§ **DATASET EXCERPTS**
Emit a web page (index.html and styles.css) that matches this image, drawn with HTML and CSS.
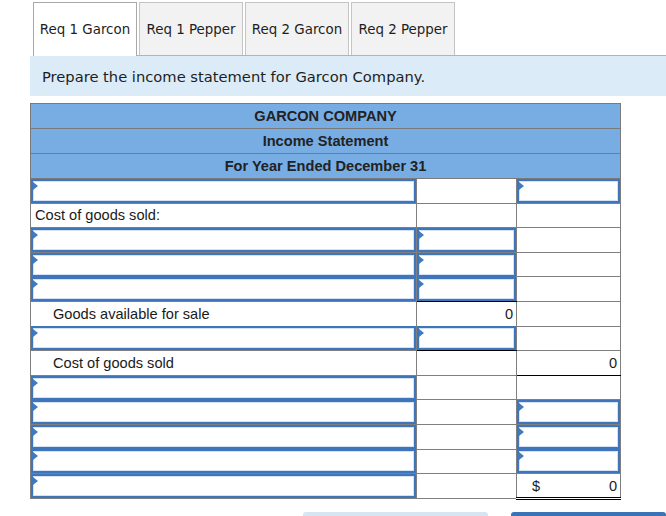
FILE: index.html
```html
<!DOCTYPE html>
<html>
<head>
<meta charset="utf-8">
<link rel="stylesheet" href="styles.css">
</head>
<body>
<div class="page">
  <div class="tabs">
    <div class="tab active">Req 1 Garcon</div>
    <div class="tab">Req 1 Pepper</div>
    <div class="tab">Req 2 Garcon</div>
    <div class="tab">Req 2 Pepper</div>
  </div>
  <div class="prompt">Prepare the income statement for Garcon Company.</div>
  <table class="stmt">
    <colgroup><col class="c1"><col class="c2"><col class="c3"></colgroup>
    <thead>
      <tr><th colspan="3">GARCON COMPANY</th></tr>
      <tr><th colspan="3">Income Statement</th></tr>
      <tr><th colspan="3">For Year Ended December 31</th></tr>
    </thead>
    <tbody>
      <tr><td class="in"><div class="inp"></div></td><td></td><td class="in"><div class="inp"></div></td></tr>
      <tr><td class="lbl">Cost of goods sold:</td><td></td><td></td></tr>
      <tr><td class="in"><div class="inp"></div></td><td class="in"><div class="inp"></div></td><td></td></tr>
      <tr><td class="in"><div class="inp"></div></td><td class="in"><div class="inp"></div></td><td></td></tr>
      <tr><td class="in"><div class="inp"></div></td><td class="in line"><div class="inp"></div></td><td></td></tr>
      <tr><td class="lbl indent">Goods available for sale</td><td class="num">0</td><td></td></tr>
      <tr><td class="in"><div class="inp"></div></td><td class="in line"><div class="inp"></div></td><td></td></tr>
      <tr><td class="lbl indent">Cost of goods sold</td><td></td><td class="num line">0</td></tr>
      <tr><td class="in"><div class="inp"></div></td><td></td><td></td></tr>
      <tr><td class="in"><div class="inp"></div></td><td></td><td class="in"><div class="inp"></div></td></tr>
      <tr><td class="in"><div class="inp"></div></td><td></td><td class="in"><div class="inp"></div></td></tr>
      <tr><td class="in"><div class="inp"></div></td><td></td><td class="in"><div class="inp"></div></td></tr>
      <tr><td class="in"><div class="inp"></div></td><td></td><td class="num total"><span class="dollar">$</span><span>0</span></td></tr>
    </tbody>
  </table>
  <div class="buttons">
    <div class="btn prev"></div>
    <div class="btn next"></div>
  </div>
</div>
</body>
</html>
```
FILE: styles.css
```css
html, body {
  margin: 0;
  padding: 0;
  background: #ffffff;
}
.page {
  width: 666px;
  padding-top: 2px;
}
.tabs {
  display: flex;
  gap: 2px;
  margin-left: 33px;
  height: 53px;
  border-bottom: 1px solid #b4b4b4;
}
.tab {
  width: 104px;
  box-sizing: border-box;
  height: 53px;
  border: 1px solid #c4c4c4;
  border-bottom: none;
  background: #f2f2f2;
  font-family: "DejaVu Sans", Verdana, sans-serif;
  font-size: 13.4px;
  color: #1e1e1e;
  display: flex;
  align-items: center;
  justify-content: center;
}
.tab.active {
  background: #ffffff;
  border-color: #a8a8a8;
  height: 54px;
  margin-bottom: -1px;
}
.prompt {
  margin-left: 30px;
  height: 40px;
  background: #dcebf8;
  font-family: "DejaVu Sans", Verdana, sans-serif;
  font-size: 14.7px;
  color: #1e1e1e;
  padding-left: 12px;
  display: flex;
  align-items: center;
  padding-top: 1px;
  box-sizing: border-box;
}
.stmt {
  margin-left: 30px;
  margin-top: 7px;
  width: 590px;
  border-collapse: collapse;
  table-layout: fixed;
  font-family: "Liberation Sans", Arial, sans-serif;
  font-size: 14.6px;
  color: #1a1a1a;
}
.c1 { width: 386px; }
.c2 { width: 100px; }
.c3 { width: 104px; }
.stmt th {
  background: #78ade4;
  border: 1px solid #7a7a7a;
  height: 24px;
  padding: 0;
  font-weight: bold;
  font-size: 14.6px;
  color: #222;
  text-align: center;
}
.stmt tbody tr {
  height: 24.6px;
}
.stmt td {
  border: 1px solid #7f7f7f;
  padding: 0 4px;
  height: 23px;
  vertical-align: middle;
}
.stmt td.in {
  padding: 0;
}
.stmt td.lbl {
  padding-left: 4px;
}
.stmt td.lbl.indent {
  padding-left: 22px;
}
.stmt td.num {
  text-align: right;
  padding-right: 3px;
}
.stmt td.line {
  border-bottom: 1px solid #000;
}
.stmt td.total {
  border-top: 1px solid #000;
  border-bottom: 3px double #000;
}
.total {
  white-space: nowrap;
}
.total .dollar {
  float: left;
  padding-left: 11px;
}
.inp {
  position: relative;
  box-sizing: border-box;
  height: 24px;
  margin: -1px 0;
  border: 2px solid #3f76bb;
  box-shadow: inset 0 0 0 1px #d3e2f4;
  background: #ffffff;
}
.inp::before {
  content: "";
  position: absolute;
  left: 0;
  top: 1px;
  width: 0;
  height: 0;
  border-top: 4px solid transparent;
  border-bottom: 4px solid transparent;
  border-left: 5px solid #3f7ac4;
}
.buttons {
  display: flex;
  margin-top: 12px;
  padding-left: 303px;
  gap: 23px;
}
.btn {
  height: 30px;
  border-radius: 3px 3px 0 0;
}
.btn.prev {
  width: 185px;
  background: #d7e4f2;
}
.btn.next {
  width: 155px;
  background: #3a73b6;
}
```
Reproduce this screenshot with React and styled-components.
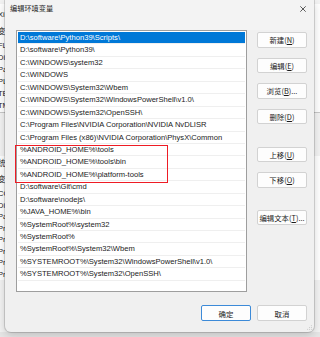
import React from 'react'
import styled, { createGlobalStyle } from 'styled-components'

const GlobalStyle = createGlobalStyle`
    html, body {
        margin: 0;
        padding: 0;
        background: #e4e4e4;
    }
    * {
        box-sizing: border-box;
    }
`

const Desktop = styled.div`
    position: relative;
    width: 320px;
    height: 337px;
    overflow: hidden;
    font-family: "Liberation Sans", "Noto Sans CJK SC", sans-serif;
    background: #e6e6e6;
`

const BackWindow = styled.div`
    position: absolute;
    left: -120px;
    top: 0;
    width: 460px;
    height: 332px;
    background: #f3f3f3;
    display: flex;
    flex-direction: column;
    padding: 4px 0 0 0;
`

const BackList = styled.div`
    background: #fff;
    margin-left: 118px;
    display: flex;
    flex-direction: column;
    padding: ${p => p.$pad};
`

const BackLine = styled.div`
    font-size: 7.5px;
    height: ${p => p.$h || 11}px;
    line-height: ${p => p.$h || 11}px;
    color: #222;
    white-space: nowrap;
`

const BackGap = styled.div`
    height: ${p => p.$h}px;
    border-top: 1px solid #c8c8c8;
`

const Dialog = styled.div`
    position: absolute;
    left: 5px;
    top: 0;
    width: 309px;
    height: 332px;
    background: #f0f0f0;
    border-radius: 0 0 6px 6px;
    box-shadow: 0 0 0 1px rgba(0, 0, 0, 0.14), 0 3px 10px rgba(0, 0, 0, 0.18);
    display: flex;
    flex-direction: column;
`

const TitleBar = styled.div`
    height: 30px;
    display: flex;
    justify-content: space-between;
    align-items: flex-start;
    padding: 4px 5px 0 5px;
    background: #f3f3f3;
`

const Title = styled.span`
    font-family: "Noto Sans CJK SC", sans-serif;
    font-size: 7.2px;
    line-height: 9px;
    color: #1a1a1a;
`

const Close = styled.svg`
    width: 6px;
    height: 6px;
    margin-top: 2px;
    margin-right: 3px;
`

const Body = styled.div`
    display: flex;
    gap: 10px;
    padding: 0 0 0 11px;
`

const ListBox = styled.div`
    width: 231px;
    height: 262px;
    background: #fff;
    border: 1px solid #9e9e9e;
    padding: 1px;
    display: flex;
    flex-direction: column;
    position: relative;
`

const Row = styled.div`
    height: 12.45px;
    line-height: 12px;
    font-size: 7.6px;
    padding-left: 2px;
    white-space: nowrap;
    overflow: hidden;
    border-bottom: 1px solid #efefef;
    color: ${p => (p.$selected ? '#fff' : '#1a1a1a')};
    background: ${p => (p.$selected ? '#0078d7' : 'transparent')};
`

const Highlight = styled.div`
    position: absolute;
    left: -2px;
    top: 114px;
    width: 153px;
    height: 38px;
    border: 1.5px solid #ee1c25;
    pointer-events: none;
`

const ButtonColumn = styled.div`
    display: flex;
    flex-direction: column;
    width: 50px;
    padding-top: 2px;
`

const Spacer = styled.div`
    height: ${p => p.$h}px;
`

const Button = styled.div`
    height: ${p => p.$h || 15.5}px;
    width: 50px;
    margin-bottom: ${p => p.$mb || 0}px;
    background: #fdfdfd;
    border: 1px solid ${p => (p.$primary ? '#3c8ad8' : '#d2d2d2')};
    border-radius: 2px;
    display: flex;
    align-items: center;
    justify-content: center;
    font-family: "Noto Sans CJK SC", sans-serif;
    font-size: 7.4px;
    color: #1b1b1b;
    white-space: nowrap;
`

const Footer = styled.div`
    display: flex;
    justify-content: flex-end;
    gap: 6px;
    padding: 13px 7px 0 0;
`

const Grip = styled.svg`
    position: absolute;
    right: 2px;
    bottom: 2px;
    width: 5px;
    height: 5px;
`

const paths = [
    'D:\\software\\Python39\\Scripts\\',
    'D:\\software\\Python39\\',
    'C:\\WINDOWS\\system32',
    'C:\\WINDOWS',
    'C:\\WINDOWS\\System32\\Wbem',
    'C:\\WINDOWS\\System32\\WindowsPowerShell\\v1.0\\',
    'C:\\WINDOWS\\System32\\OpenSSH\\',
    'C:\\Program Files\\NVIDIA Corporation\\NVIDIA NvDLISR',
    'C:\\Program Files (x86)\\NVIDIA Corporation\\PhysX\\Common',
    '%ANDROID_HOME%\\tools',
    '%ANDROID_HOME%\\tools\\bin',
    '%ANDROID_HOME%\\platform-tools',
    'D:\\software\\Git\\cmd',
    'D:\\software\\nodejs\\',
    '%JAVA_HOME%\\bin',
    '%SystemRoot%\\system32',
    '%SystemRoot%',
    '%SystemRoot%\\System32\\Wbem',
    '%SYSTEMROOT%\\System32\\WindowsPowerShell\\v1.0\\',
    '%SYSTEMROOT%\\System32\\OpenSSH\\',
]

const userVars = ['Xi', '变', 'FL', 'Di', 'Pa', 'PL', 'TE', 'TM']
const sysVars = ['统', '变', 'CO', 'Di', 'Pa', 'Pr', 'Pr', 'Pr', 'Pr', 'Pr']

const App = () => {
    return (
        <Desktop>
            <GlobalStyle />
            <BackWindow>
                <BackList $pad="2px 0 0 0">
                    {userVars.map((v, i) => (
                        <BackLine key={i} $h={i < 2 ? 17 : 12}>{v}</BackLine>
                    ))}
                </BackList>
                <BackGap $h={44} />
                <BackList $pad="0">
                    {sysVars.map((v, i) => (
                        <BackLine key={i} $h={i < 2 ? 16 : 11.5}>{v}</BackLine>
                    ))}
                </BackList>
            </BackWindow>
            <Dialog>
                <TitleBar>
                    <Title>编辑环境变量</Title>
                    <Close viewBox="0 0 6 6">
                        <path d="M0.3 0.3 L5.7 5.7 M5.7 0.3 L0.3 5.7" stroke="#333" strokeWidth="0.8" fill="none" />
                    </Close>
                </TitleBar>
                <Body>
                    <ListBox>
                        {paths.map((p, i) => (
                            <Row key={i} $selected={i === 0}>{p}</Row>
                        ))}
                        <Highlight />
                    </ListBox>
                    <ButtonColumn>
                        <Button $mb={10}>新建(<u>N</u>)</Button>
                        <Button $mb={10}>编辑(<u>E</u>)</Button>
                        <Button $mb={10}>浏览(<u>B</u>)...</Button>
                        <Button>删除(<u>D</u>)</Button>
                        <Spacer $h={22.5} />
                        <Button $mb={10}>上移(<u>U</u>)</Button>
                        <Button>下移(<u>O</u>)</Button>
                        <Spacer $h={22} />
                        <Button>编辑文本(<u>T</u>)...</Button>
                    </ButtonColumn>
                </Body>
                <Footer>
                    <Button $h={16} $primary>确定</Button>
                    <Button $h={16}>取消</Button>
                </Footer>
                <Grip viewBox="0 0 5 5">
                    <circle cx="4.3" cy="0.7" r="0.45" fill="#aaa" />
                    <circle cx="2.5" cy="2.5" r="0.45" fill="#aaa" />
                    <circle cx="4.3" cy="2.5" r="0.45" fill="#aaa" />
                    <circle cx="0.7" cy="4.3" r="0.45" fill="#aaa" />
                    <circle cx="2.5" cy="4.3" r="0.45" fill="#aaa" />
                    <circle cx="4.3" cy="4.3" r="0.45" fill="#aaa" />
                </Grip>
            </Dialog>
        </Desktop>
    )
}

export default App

§ **DIRECTIONS**
Find the word "with" in the data and copy out each line where it turns up.

§ **ANSWER BELOW**
Emit a web page (index.html and styles.css) that matches this image, drawn with HTML and CSS.
Reproduce this screenshot with React and styled-components.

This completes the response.